** BEGIN **

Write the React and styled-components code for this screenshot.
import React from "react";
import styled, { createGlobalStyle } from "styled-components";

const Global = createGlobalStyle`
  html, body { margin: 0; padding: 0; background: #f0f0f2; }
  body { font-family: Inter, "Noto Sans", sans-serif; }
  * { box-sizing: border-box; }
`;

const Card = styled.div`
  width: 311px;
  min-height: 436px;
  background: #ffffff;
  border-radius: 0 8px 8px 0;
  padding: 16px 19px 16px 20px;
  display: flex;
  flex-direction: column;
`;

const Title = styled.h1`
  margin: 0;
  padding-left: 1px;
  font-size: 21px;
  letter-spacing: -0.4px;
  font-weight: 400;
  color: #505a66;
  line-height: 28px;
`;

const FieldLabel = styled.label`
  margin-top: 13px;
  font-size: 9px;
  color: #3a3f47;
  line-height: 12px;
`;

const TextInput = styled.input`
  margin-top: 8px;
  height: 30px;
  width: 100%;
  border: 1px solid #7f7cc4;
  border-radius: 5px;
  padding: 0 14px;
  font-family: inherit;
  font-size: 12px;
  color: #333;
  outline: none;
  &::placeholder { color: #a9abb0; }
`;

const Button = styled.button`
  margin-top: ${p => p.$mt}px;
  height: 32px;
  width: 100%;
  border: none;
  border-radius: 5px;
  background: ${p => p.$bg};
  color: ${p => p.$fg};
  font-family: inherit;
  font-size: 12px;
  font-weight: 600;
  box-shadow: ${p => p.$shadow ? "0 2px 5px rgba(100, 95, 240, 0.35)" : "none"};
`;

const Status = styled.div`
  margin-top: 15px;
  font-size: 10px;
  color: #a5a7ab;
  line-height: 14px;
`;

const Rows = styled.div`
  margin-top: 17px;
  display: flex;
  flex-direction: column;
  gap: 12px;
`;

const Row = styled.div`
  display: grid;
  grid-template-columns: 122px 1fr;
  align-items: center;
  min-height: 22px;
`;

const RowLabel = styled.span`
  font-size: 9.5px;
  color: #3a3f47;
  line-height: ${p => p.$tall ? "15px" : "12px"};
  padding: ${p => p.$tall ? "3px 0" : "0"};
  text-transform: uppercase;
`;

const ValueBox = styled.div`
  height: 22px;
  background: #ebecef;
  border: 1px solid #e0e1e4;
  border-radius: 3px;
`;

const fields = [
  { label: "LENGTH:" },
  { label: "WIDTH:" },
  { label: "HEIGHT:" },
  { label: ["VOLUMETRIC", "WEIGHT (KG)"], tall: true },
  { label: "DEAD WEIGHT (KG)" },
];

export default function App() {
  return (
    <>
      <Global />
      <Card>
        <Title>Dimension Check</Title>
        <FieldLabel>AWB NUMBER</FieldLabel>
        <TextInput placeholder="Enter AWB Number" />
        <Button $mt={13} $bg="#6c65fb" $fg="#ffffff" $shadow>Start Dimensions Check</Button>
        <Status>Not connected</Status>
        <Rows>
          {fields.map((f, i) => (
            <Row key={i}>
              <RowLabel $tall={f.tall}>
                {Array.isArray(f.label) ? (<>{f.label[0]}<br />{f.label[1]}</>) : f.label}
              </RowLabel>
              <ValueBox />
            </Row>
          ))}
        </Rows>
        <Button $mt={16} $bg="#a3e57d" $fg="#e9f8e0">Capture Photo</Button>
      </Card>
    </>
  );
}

** END **
** BEGIN **

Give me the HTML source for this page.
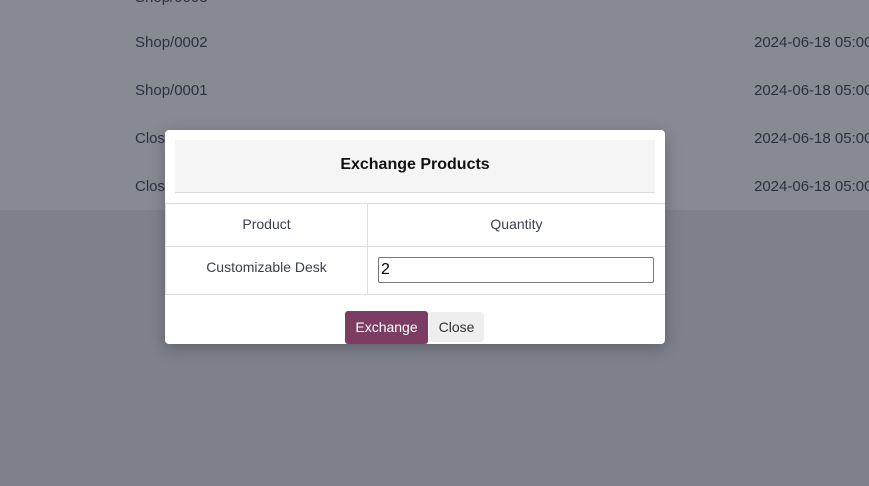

** END **
** BEGIN **

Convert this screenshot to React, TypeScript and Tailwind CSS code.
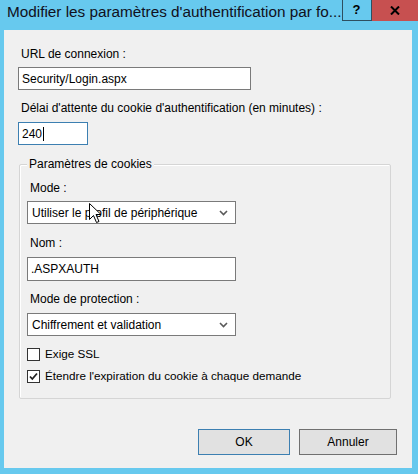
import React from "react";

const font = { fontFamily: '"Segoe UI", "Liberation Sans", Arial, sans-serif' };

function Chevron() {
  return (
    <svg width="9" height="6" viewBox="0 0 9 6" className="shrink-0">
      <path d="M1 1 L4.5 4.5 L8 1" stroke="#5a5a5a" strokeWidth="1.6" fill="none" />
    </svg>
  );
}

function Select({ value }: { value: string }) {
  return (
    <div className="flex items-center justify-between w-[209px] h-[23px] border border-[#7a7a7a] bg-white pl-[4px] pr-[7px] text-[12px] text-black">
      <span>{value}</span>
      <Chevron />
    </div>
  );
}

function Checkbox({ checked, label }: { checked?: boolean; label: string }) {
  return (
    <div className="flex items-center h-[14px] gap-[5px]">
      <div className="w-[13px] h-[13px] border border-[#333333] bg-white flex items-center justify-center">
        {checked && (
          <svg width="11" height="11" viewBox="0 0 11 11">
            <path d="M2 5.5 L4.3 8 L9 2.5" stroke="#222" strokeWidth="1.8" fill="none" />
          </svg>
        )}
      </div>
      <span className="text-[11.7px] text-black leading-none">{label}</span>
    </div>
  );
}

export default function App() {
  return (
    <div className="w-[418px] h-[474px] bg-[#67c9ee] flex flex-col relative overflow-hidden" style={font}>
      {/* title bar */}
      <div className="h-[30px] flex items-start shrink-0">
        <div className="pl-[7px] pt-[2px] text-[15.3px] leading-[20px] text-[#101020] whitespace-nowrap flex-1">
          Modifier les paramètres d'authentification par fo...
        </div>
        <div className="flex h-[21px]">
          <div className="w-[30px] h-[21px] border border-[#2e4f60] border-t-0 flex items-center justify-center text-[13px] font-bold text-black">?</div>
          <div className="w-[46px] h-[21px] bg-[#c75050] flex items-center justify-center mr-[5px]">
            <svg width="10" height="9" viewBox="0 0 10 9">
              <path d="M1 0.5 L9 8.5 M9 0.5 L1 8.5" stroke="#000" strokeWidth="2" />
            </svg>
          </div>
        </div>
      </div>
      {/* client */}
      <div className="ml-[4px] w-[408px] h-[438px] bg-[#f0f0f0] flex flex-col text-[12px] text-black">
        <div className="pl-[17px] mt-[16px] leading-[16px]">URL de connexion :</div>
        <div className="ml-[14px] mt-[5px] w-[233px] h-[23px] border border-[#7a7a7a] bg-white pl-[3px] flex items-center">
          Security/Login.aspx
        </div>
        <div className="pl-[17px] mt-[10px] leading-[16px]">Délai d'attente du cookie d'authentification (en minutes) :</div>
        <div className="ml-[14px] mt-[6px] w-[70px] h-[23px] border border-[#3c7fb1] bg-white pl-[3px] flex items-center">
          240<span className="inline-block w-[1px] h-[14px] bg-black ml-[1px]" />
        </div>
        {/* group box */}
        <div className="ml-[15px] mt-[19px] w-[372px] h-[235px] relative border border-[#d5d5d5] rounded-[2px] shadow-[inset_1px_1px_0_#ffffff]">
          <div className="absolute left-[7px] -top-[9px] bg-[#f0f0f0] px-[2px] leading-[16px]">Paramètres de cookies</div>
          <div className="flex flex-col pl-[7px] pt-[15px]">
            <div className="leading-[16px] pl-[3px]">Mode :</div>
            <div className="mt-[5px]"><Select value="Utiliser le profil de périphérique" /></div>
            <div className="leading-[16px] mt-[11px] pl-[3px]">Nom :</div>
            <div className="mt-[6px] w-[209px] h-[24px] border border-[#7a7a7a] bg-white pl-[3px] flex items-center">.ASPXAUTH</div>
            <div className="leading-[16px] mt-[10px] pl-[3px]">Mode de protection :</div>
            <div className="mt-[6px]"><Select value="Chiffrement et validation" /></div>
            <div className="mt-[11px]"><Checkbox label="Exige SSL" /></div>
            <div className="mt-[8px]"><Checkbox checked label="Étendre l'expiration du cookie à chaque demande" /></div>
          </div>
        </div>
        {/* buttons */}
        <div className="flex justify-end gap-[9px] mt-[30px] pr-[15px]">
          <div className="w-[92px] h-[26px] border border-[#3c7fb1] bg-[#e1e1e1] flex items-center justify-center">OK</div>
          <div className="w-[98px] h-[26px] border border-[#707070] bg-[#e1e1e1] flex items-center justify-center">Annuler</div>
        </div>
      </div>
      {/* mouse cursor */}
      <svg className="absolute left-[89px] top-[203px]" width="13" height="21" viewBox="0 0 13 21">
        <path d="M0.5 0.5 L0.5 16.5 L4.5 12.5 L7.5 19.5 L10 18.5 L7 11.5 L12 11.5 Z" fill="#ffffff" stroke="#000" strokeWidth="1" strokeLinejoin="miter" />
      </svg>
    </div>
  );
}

** END **

Short problem :: Extract all lines containing the word "code".

The solution ::
Write the React and styled-components code for this screenshot.
Convert this screenshot to React, TypeScript and Tailwind CSS code.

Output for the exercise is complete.